Réussir l'Europe, c'est aussi, dans mon esprit, savoir nouer un partenariat privilégié avec nos voisins immédiats, qu'ils soient russes ou méditerranéens du Sud. L'histoire, la culture, mais aussi la géographie, nous le commandent, de même que nos intérêts réciproques bien compris. Nous sommes au coeur du monde, ce qui est un privilège autant qu'un risque. Alors, sachons nous organiser.
Réussir l'Europe est en soi une ambition qui pourrait se suffire à elle-même. Il me semble cependant qu'une ambition plus noble doit l'inspirer. Je suis certain en effet qu'une Europe politiquement forte, dotée d'une défense et d'une politique étrangère commune, peut jouer un rôle stabilisateur au-delà de ses frontières. C'est évident en Afrique, où certaines initiatives franco-britanniques ont déjà donné des résultats encourageants. C'est vrai aussi au Proche-Orient, où les Américains, de moins en moins enclins à s'engager, ont besoin de l'expertise et de l'expérience européennes. C'est souhaitable aussi en Asie centrale ou dans le Caucase, où existe une vraie demande d'Europe, un véritable besoin d'Europe.
L'Europe a vocation à incarner le multilatéralisme, qui n'est autre que le primat du droit sur la force, la primauté du dialogue sur le monologue, la prévalence de l'ouverture sur le repli.

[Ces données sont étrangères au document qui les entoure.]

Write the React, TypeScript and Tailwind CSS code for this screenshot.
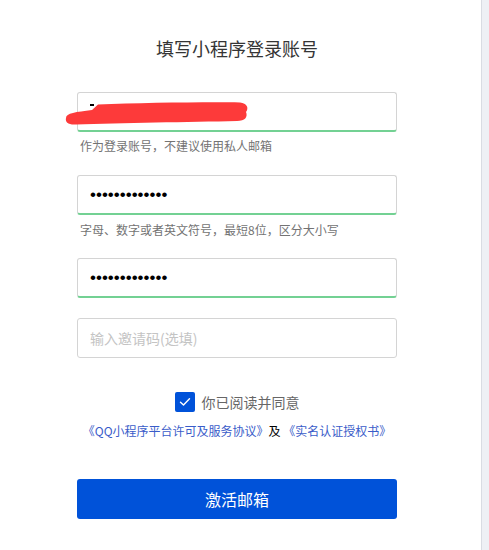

La réforme des Nations unies - avec un élargissement du Conseil de sécurité -, la recherche d'un développement durable soucieux de l'environnement, la lutte contre la prolifération nucléaire, la modernisation de l'aide publique au développement sont les premiers domaines où l'Europe, élargie et fortifiée, devrait faire valoir ce nouveau multilatéralisme.
L'Europe élargie doit être l'Europe des peuples plus que l'Europe des marchés, des comptables ou des technocrates. Consciente de son passé et confiante en son avenir, elle contribuera à l'édification d'un monde multipolaire, respectueux de la diversité culturelle, harmonieux et équilibré. Les Européens pourront alors être fiers de l'oeuvre accomplie.